According to Elias, Houston Astros relievers set a team record by striking out 16 Orioles in 7 1/3 innings.
Nine of the 12 Orioles’ outs in extra innings came on strikeouts.
At least it wasn’t an Orioles team record. On Sept. 12, 1962, Washington’s Tom Cheney struck out 21 Orioles in 16 innings. In a 1996 Division Series game, they struck an amazing 23 times in 10 innings, and still won.
When the season began, there was hope that the Orioles weren’t going to strike out as often as in 2015, but even in their season opening seven game winning streak, they were fanned 10 or more times twice.
In their more recent seven-game run earlier this month, they didn’t strike out in double figures at all.
Over their last five games, they’ve struck out 54 times. In their 3-1 win on Saturday night, they struck out 13 times.

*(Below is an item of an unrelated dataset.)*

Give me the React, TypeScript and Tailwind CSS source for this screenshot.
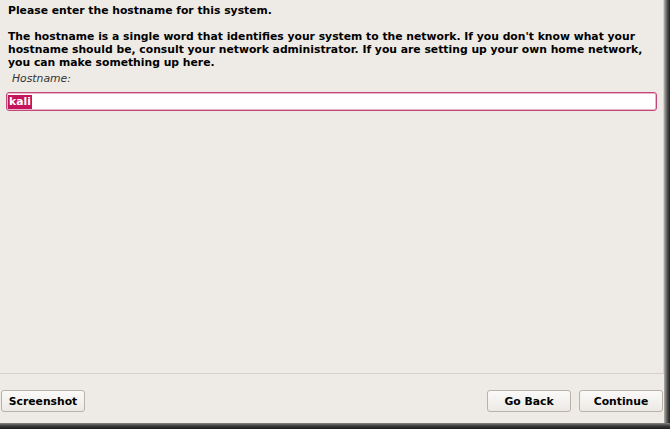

As Adam Jones told reporters in Houston after Tuesday night’s game, it’s in the Orioles DNA to strike out.
Overall, the Orioles are only eighth in the American League in strikeouts. In their 43 games, they’re averaging 8.23 strikeouts a game, but they’re 11th in walking, getting an average of three bases on balls per game.
Their on-base percentage has fallen since their torrid offensive start, but it’s still .322, which ranks fourth in the league, and well above recent years.
But, they have players who strike out a lot. Chris Davis is on pace for his second straight 200 strikeout season. Mark Trumbo could strike out more than 180 times. Manny Machado, Joey Rickard and Jonathan Schoop are all on pace to strike out more than 100 times this season.
No one will complain about the strikeouts if they hit home runs and win. Their 65 home runs are tied with the New York Mets for the most in baseball, and until last night, they’d been at the top of the division for the bulk of the season. The Orioles are now in second place, and for the first time, they trail Boston by a full game.